Copy out the listing that follows, exactly, without its pictures.
>> START
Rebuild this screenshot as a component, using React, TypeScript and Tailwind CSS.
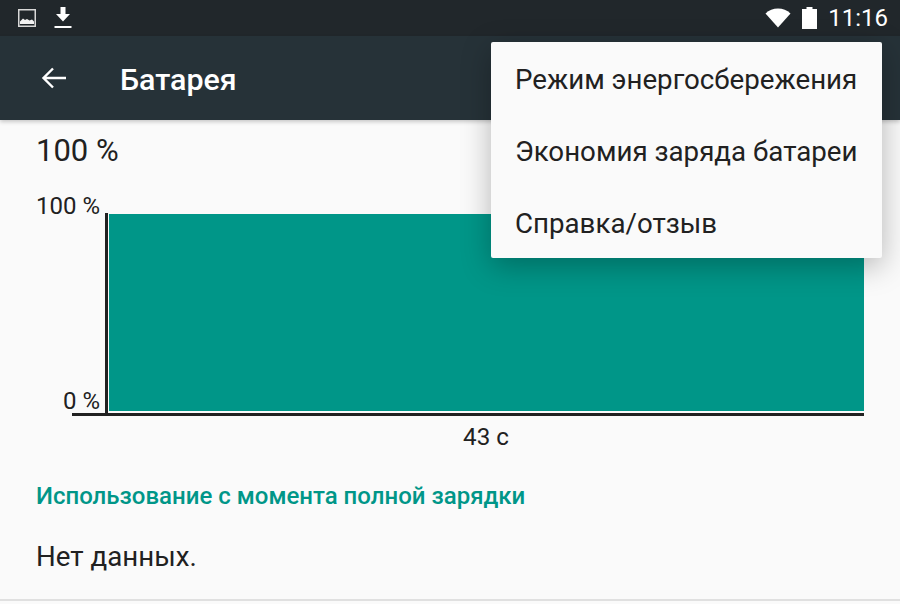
import React from "react";

const menuItems = ["Режим энергосбережения", "Экономия заряда батареи", "Справка/отзыв"];

const PictureIcon = () => (
  <svg width="18" height="18" viewBox="0 0 18 18">
    <rect x="0.75" y="0.75" width="16.5" height="16.5" fill="#21272b" stroke="#d8d8d8" strokeWidth="1.5" />
    <path d="M2 15V12.5L5 9.5L7 11L9 10L11.5 11.5L14 10.5L16 12.5V15Z" fill="#f2f2f2" />
  </svg>
);

const DownloadIcon = () => (
  <svg width="18" height="24" viewBox="0 0 18 24">
    <path d="M6.5 1H11.5V8H16L9 15.5L2 8H6.5Z" fill="#fff" />
    <rect x="0.5" y="20" width="17" height="2" fill="#fff" />
  </svg>
);

const WifiIcon = () => (
  <svg width="26" height="20" viewBox="0 0 26 20">
    <path d="M13 19.5L0.5 5.5C4 2.2 8.2 0.5 13 0.5C17.8 0.5 22 2.2 25.5 5.5Z" fill="#fff" />
  </svg>
);

const BatteryIcon = () => (
  <svg width="15" height="22" viewBox="0 0 15 22">
    <path d="M4.5 0H10.5V2H15V22H0V2H4.5Z" fill="#fff" />
  </svg>
);

const BackIcon = () => (
  <svg width="26" height="26" viewBox="0 0 26 26">
    <path d="M25 13H3M12 3.5L2.5 13L12 22.5" fill="none" stroke="#fff" strokeWidth="2.4" />
  </svg>
);

export default function App() {
  return (
    <div className="relative h-[604px] w-[900px] overflow-hidden bg-[#fafafa] font-['Roboto',sans-serif] text-[#212121]">
      <div className="flex h-9 items-center bg-[#21272b] pl-[18px] pr-3">
        <PictureIcon />
        <div className="ml-[18px]">
          <DownloadIcon />
        </div>
        <div className="ml-auto flex items-center">
          <WifiIcon />
          <div className="ml-[11px] mr-[11px]">
            <BatteryIcon />
          </div>
          <span className="text-[24px] leading-none text-white">11:16</span>
        </div>
      </div>

      <div className="flex h-[84px] items-center bg-[#263238] pl-[41px] shadow-[0_2px_4px_rgba(0,0,0,0.2)]">
        <BackIcon />
        <h1 className="ml-[53px] mt-[4px] text-[30.4px] font-medium text-white">Батарея</h1>
      </div>

      <div className="pl-9">
        <div className="pt-[13px] text-[31px] leading-9">100 %</div>

        <div className="mt-[44px] flex h-[204px] w-[828px] flex-col">
          <div className="flex h-[198px] items-stretch">
            <div className="flex w-[64px] flex-col justify-between text-right text-[24px] leading-none">
              <span className="mt-[-19px]">100 %</span>
              <span className="mb-[-2px]">0 %</span>
            </div>
            <div className="mb-[-2px] ml-[5px] w-[3px] bg-[#212121]" />
            <div className="ml-px mt-px w-[755px] bg-[#009688]" />
          </div>
          <div className="ml-9 mt-[2px] h-[3px] w-[792px] bg-[#212121]" />
        </div>

        <div className="ml-[72px] mt-[6px] w-[756px] text-center text-[24.2px] leading-7">43 с</div>

        <h2 className="mt-[31px] text-[24px] font-medium leading-7 text-[#009688]">
          Использование с момента полной зарядки
        </h2>

        <p className="mt-[31px] text-[27.7px] leading-8">Нет данных.</p>
      </div>

      <div className="absolute bottom-[3px] left-0 h-[2px] w-full bg-[#e0e0e0]" />

      <div className="absolute left-[491px] top-[42px] w-[391px] rounded-[2px] bg-[#fafafa] shadow-[0_8px_30px_rgba(0,0,0,0.28)]">
        {menuItems.map((item) => (
          <div key={item} className="flex h-[72px] items-center pl-[24px] pt-[3px] text-[27.7px]">
            {item}
          </div>
        ))}
      </div>
    </div>
  );
}
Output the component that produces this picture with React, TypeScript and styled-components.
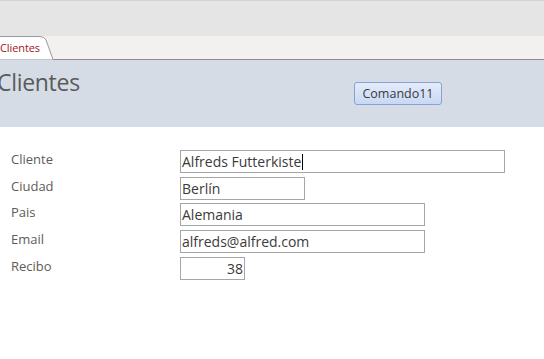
import React, { FC } from 'react';
import styled, { createGlobalStyle } from 'styled-components';

const GlobalStyle = createGlobalStyle`
  html, body {
    margin: 0;
    padding: 0;
    background: #ffffff;
    font-family: 'Open Sans', 'Segoe UI', sans-serif;
  }
`;

const Page = styled.div`
  width: 544px;
  height: 359px;
  overflow: hidden;
  background: #ffffff;
`;

const Ribbon = styled.div`
  height: 35px;
  background: #e5e5e5;
  border-top: 1px solid #d2d2d2;
`;

const TabStrip = styled.div`
  height: 23px;
  background: #f2f1ef;
  border-bottom: 1px solid #8d8d8d;
  display: flex;
  align-items: flex-end;
`;

const Tab = styled.div`
  position: relative;
  width: 54px;
  height: 24px;
  margin-bottom: -1px;
`;

const TabShape = styled.svg`
  position: absolute;
  inset: 0;
`;

const TabLabel = styled.span`
  position: relative;
  display: block;
  padding: 5px 0 0 0;
  font-size: 11px;
  line-height: 13px;
  color: #a4161a;
  letter-spacing: -0.1px;
`;

const Header = styled.div`
  height: 67px;
  background: #d6dce5;
  display: flex;
  align-items: flex-start;
`;

const Title = styled.h1`
  margin: 7px 0 0 -3px;
  width: 357px;
  font-size: 23px;
  line-height: 30px;
  font-weight: 400;
  color: #5a5a5a;
  letter-spacing: -0.3px;
`;

const CommandButton = styled.button`
  margin-top: 22px;
  width: 88px;
  height: 23px;
  padding: 0;
  border: 1px solid #88a2d4;
  border-radius: 3px;
  background: linear-gradient(#e4ecfa, #c8d8f4);
  font-family: inherit;
  font-size: 12.5px;
  color: #3a3a3a;
`;

const Form = styled.div`
  padding: 23px 0 0 11px;
  display: grid;
  grid-template-columns: 169px auto;
  row-gap: 3.7px;
  justify-items: start;
`;

const Label = styled.div`
  font-size: 13px;
  line-height: 19px;
  color: #605b58;
`;

const Field = styled.div<{ $width: number; $align?: string }>`
  box-sizing: border-box;
  width: ${(p) => p.$width}px;
  height: 23px;
  border: 1px solid #a6a6a6;
  padding: 0 1px;
  font-size: 14px;
  line-height: 21px;
  color: #3b3b3b;
  text-align: ${(p) => p.$align || 'left'};
  white-space: nowrap;
  overflow: hidden;
`;

const Caret = styled.span`
  display: inline-block;
  width: 1px;
  height: 16px;
  background: #000;
  vertical-align: -3px;
  margin-left: 1px;
`;

interface Row {
  label: string;
  value: string;
  width: number;
  align?: string;
  focused?: boolean;
}

const rows: Row[] = [
  { label: 'Cliente', value: 'Alfreds Futterkiste', width: 325, focused: true },
  { label: 'Ciudad', value: 'Berlín', width: 125 },
  { label: 'Pais', value: 'Alemania', width: 245 },
  { label: 'Email', value: 'alfreds@alfred.com', width: 245 },
  { label: 'Recibo', value: '38', width: 65, align: 'right' },
];

const App: FC = (): JSX.Element => {
  return (
    <Page>
      <GlobalStyle />
      <Ribbon />
      <TabStrip>
        <Tab>
          <TabShape width="54" height="24" viewBox="0 0 54 24">
            <path d="M0 0.5 H40 Q44 0.5 46 4 L53 23.5 H0 Z" fill="#ffffff" />
            <path d="M0 0.5 H40 Q44 0.5 46 4 L53 23.5 H54" fill="none" stroke="#9a9a9a" strokeWidth="1" />
          </TabShape>
          <TabLabel>Clientes</TabLabel>
        </Tab>
      </TabStrip>
      <Header>
        <Title>Clientes</Title>
        <CommandButton>Comando11</CommandButton>
      </Header>
      <Form>
        {rows.map((row) => (
          <React.Fragment key={row.label}>
            <Label>{row.label}</Label>
            <Field $width={row.width} $align={row.align}>
              {row.value}
              {row.focused && <Caret />}
            </Field>
          </React.Fragment>
        ))}
      </Form>
    </Page>
  );
};

export default App;
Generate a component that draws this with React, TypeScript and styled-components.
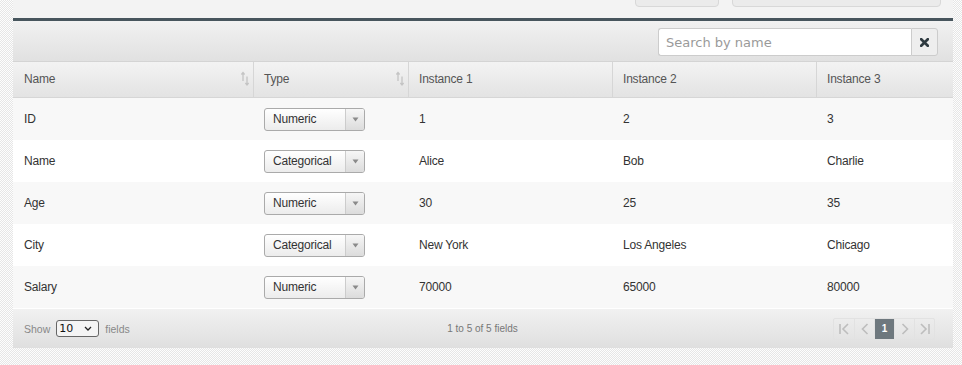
>> END
• [Finished exercise]:
Rebuild this screenshot as a component, using React, TypeScript and Tailwind CSS.
import React from "react";

const menuItems = ["Режим энергосбережения", "Экономия заряда батареи", "Справка/отзыв"];

const PictureIcon = () => (
  <svg width="18" height="18" viewBox="0 0 18 18">
    <rect x="0.75" y="0.75" width="16.5" height="16.5" fill="#21272b" stroke="#d8d8d8" strokeWidth="1.5" />
    <path d="M2 15V12.5L5 9.5L7 11L9 10L11.5 11.5L14 10.5L16 12.5V15Z" fill="#f2f2f2" />
  </svg>
);

const DownloadIcon = () => (
  <svg width="18" height="24" viewBox="0 0 18 24">
    <path d="M6.5 1H11.5V8H16L9 15.5L2 8H6.5Z" fill="#fff" />
    <rect x="0.5" y="20" width="17" height="2" fill="#fff" />
  </svg>
);

const WifiIcon = () => (
  <svg width="26" height="20" viewBox="0 0 26 20">
    <path d="M13 19.5L0.5 5.5C4 2.2 8.2 0.5 13 0.5C17.8 0.5 22 2.2 25.5 5.5Z" fill="#fff" />
  </svg>
);

const BatteryIcon = () => (
  <svg width="15" height="22" viewBox="0 0 15 22">
    <path d="M4.5 0H10.5V2H15V22H0V2H4.5Z" fill="#fff" />
  </svg>
);

const BackIcon = () => (
  <svg width="26" height="26" viewBox="0 0 26 26">
    <path d="M25 13H3M12 3.5L2.5 13L12 22.5" fill="none" stroke="#fff" strokeWidth="2.4" />
  </svg>
);

export default function App() {
  return (
    <div className="relative h-[604px] w-[900px] overflow-hidden bg-[#fafafa] font-['Roboto',sans-serif] text-[#212121]">
      <div className="flex h-9 items-center bg-[#21272b] pl-[18px] pr-3">
        <PictureIcon />
        <div className="ml-[18px]">
          <DownloadIcon />
        </div>
        <div className="ml-auto flex items-center">
          <WifiIcon />
          <div className="ml-[11px] mr-[11px]">
            <BatteryIcon />
          </div>
          <span className="text-[24px] leading-none text-white">11:16</span>
        </div>
      </div>

      <div className="flex h-[84px] items-center bg-[#263238] pl-[41px] shadow-[0_2px_4px_rgba(0,0,0,0.2)]">
        <BackIcon />
        <h1 className="ml-[53px] mt-[4px] text-[30.4px] font-medium text-white">Батарея</h1>
      </div>

      <div className="pl-9">
        <div className="pt-[13px] text-[31px] leading-9">100 %</div>

        <div className="mt-[44px] flex h-[204px] w-[828px] flex-col">
          <div className="flex h-[198px] items-stretch">
            <div className="flex w-[64px] flex-col justify-between text-right text-[24px] leading-none">
              <span className="mt-[-19px]">100 %</span>
              <span className="mb-[-2px]">0 %</span>
            </div>
            <div className="mb-[-2px] ml-[5px] w-[3px] bg-[#212121]" />
            <div className="ml-px mt-px w-[755px] bg-[#009688]" />
          </div>
          <div className="ml-9 mt-[2px] h-[3px] w-[792px] bg-[#212121]" />
        </div>

        <div className="ml-[72px] mt-[6px] w-[756px] text-center text-[24.2px] leading-7">43 с</div>

        <h2 className="mt-[31px] text-[24px] font-medium leading-7 text-[#009688]">
          Использование с момента полной зарядки
        </h2>

        <p className="mt-[31px] text-[27.7px] leading-8">Нет данных.</p>
      </div>

      <div className="absolute bottom-[3px] left-0 h-[2px] w-full bg-[#e0e0e0]" />

      <div className="absolute left-[491px] top-[42px] w-[391px] rounded-[2px] bg-[#fafafa] shadow-[0_8px_30px_rgba(0,0,0,0.28)]">
        {menuItems.map((item) => (
          <div key={item} className="flex h-[72px] items-center pl-[24px] pt-[3px] text-[27.7px]">
            {item}
          </div>
        ))}
      </div>
    </div>
  );
}
Output the component that produces this picture with React, TypeScript and styled-components.
import React, { FC } from 'react';
import styled, { createGlobalStyle } from 'styled-components';

const GlobalStyle = createGlobalStyle`
  html, body {
    margin: 0;
    padding: 0;
    background: #ffffff;
    font-family: 'Open Sans', 'Segoe UI', sans-serif;
  }
`;

const Page = styled.div`
  width: 544px;
  height: 359px;
  overflow: hidden;
  background: #ffffff;
`;

const Ribbon = styled.div`
  height: 35px;
  background: #e5e5e5;
  border-top: 1px solid #d2d2d2;
`;

const TabStrip = styled.div`
  height: 23px;
  background: #f2f1ef;
  border-bottom: 1px solid #8d8d8d;
  display: flex;
  align-items: flex-end;
`;

const Tab = styled.div`
  position: relative;
  width: 54px;
  height: 24px;
  margin-bottom: -1px;
`;

const TabShape = styled.svg`
  position: absolute;
  inset: 0;
`;

const TabLabel = styled.span`
  position: relative;
  display: block;
  padding: 5px 0 0 0;
  font-size: 11px;
  line-height: 13px;
  color: #a4161a;
  letter-spacing: -0.1px;
`;

const Header = styled.div`
  height: 67px;
  background: #d6dce5;
  display: flex;
  align-items: flex-start;
`;

const Title = styled.h1`
  margin: 7px 0 0 -3px;
  width: 357px;
  font-size: 23px;
  line-height: 30px;
  font-weight: 400;
  color: #5a5a5a;
  letter-spacing: -0.3px;
`;

const CommandButton = styled.button`
  margin-top: 22px;
  width: 88px;
  height: 23px;
  padding: 0;
  border: 1px solid #88a2d4;
  border-radius: 3px;
  background: linear-gradient(#e4ecfa, #c8d8f4);
  font-family: inherit;
  font-size: 12.5px;
  color: #3a3a3a;
`;

const Form = styled.div`
  padding: 23px 0 0 11px;
  display: grid;
  grid-template-columns: 169px auto;
  row-gap: 3.7px;
  justify-items: start;
`;

const Label = styled.div`
  font-size: 13px;
  line-height: 19px;
  color: #605b58;
`;

const Field = styled.div<{ $width: number; $align?: string }>`
  box-sizing: border-box;
  width: ${(p) => p.$width}px;
  height: 23px;
  border: 1px solid #a6a6a6;
  padding: 0 1px;
  font-size: 14px;
  line-height: 21px;
  color: #3b3b3b;
  text-align: ${(p) => p.$align || 'left'};
  white-space: nowrap;
  overflow: hidden;
`;

const Caret = styled.span`
  display: inline-block;
  width: 1px;
  height: 16px;
  background: #000;
  vertical-align: -3px;
  margin-left: 1px;
`;

interface Row {
  label: string;
  value: string;
  width: number;
  align?: string;
  focused?: boolean;
}

const rows: Row[] = [
  { label: 'Cliente', value: 'Alfreds Futterkiste', width: 325, focused: true },
  { label: 'Ciudad', value: 'Berlín', width: 125 },
  { label: 'Pais', value: 'Alemania', width: 245 },
  { label: 'Email', value: 'alfreds@alfred.com', width: 245 },
  { label: 'Recibo', value: '38', width: 65, align: 'right' },
];

const App: FC = (): JSX.Element => {
  return (
    <Page>
      <GlobalStyle />
      <Ribbon />
      <TabStrip>
        <Tab>
          <TabShape width="54" height="24" viewBox="0 0 54 24">
            <path d="M0 0.5 H40 Q44 0.5 46 4 L53 23.5 H0 Z" fill="#ffffff" />
            <path d="M0 0.5 H40 Q44 0.5 46 4 L53 23.5 H54" fill="none" stroke="#9a9a9a" strokeWidth="1" />
          </TabShape>
          <TabLabel>Clientes</TabLabel>
        </Tab>
      </TabStrip>
      <Header>
        <Title>Clientes</Title>
        <CommandButton>Comando11</CommandButton>
      </Header>
      <Form>
        {rows.map((row) => (
          <React.Fragment key={row.label}>
            <Label>{row.label}</Label>
            <Field $width={row.width} $align={row.align}>
              {row.value}
              {row.focused && <Caret />}
            </Field>
          </React.Fragment>
        ))}
      </Form>
    </Page>
  );
};

export default App;
Generate a component that draws this with React, TypeScript and styled-components.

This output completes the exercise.